Monday, July 12, 2010

Harvey Pekar, October 8th, 1939- July 12th 2010































I didn't love Harvey Pekar and I certainly didn't hate him, but I definitely appreciated him. His autobiographical comic, American Splendor, written by Harvey and drawn by whomever he could cajole, including, in the early days, R. Crumb, was as refreshing as any other comic breakthrough. As refreshing as Harvey Kurtzman's Mad Magazine and as refreshing as Alan Moore's Swamp Thing, but very very different.

To me, its best feature was the pacing. Lots of silence in the early issues, which were filled with home-spun philosophers and arcane jazz references.

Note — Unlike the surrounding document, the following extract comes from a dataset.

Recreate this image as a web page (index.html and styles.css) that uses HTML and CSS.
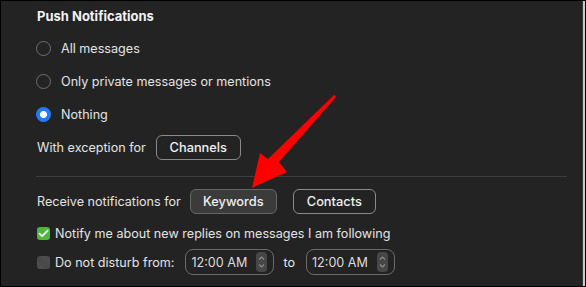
FILE: index.html
```html
<!DOCTYPE html>
<html>
<head>
<meta charset="utf-8">
<link rel="stylesheet" href="styles.css">
</head>
<body>
<div class="frame">
  <div class="panel">
    <div class="title">Push Notifications</div>
    <div class="row radio-row"><span class="radio"></span><span>All messages</span></div>
    <div class="row radio-row"><span class="radio"></span><span>Only private messages or mentions</span></div>
    <div class="row radio-row"><span class="radio on"></span><span>Nothing</span></div>
    <div class="row btn-row"><span>With exception for</span><span class="btn btn-channels">Channels</span></div>
    <div class="divider"></div>
    <div class="row btn-row recv"><span>Receive notifications for</span><span class="btn btn-fill btn-kw">Keywords</span><span class="btn btn-contacts">Contacts</span></div>
    <div class="row check-row"><span class="check on"><svg width="11" height="9" viewBox="0 0 11 9"><path d="M1.5 4.6 L4.2 7.2 L9.6 1.6" fill="none" stroke="#fff" stroke-width="1.8" stroke-linecap="round" stroke-linejoin="round"/></svg></span><span>Notify me about new replies on messages I am following</span></div>
    <div class="row dnd-row">
      <span class="check off"></span><span class="dnd-label">Do not disturb from:</span>
      <span class="time first"><span class="time-text">12:00 AM</span><span class="stepper"><svg width="7" height="16" viewBox="0 0 7 16"><path d="M1 5.5 L3.5 3 L6 5.5 M1 10.5 L3.5 13 L6 10.5" fill="none" stroke="#8d8d8d" stroke-width="1.1"/></svg></span></span>
      <span class="to">to</span>
      <span class="time"><span class="time-text">12:00 AM</span><span class="stepper"><svg width="7" height="16" viewBox="0 0 7 16"><path d="M1 5.5 L3.5 3 L6 5.5 M1 10.5 L3.5 13 L6 10.5" fill="none" stroke="#8d8d8d" stroke-width="1.1"/></svg></span></span>
    </div>
  </div>
  <svg class="arrow" width="586" height="287" viewBox="0 0 586 287">
    <path d="M335 95.5 L336 97 L279 162 L287 172 L252 188 L260 153 L268 159 L334 95 Z" fill="#fe0000"/>
  </svg>
</div>
</body>
</html>
```
FILE: styles.css
```css
* { box-sizing: border-box; }
html, body { margin: 0; padding: 0; background: #000; }
body {
  width: 586px;
  height: 287px;
  overflow: hidden;
  font-family: Inter, "Noto Sans", sans-serif;
  font-size: 12.6px;
  color: #e4e4e4;
}
.frame {
  position: relative;
  width: 586px;
  height: 287px;
  padding: 1px;
}
.panel {
  width: 584px;
  height: 285px;
  background: #232323;
  border-right: 2px solid #c9c9c9;
  box-shadow: inset -1px 0 0 #3a3a3a;
  padding: 0 0 0 35px;
  display: flex;
  flex-direction: column;
}
.title {
  font-weight: 700;
  font-size: 13px;
  color: #f2f2f2;
  height: 30px;
  line-height: 30px;
  padding-left: 1px;
}
.row {
  display: flex;
  align-items: center;
}
.radio-row {
  height: 33px;
  gap: 10px;
  padding-top: 1px;
}
.radio {
  width: 15px;
  height: 15px;
  border-radius: 50%;
  border: 1.2px solid #707070;
  flex: none;
}
.radio.on {
  border: none;
  background: radial-gradient(circle, #ffffff 0 3.2px, #1f7cf4 3.8px);
}
.btn-row {
  height: 35px;
  padding-left: 1px;
}
.btn {
  display: inline-flex;
  align-items: center;
  justify-content: center;
  height: 25px;
  border: 1px solid #8a8a8a;
  border-radius: 6px;
  font-weight: 500;
  font-size: 12.8px;
  color: #f0f0f0;
}
.btn-channels { width: 85px; margin-left: 10px; }
.divider {
  height: 1px;
  background: #3d3d3d;
  width: 531px;
  margin-top: 11px;
}
.recv { height: 49px; }
.btn-kw { width: 87px; margin-left: 9px; }
.btn-fill { background: #3b3b3b; border-color: #666; }
.btn-contacts { width: 83px; margin-left: 16px; }
.check-row {
  height: 15px;
  gap: 5px;
  padding-left: 1px;
}
.check {
  width: 13px;
  height: 13px;
  border-radius: 3px;
  flex: none;
  display: inline-flex;
  align-items: center;
  justify-content: center;
}
.check.on { background: #4fb73a; }
.check.off {
  background: #4a4a4a;
  background-image: repeating-linear-gradient(45deg, #505050 0 1px, #464646 1px 2px);
}
.dnd-row {
  height: 42px;
  padding-left: 1px;
}
.dnd-label { margin-left: 5px; }
.time {
  display: inline-flex;
  align-items: center;
  justify-content: space-between;
  width: 89px;
  height: 26px;
  border: 1px solid #6b6b6b;
  border-radius: 8px;
  padding: 0 6px 0 5px;
  color: #dcdcdc;
}
.time.first { margin-left: 11px; }
.stepper {
  width: 11px;
  height: 20px;
  border-radius: 4px;
  background: #474747;
  display: inline-flex;
  align-items: center;
  justify-content: center;
}
.to { margin-left: 9px; margin-right: 11px; }
.arrow {
  position: absolute;
  left: 0;
  top: 0;
  pointer-events: none;
}
```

Harvey loved being an iconoclast, a gadfly. He hated authority and expressed that view every chance he got. His 1980's appearances on David Letterman's show were a famous example. Dave tried to market Harvey as a kind of contemporary version  of Brother Theodore, but after a few appearances Harvey refused to play along.



Letterman reportedly blew up off camera and banned Harvey from the show. Years later Dave himself voiced much of the same sentiments toward General Electric, and has, in fact, evolved into the same curmudgeonly type he despised in the '80's.

Much to Harvey and Dave's credit, they kind of buried the hatchet (as much as Harvey was capable of such a mundane act)  and Harvey came back one last time, I think, in the '90's.


Harvey was in an amazing movie where he was played more or less simultaneously by Paul Giamatti and by himself. The movie was titled, of course, American Splendor. It covers everything I've written here and also, movingly, his struggle with lymphoma.

It might stand as Harvey's greatest breakthrough: his chronicle in the comic American Splendor of his year successfully fighting his cancer. It's naked stuff, raw, incredible, edgy, and all in a comic book, or funny book, as my  mother calls them.

















So here's a guy who gives Letterman what for on national television, survives both cancer and R. Crumb, overcomes depression to create something wonderful and achieves a peculiarly only- in- America success. The kind of guy you think will live a good long life, because he deserves it, right?

I certainly didn't think he'd be dead by the age of seventy of undetermined causes. Doesn't seem right at all.

Not the ending Harvey would have written.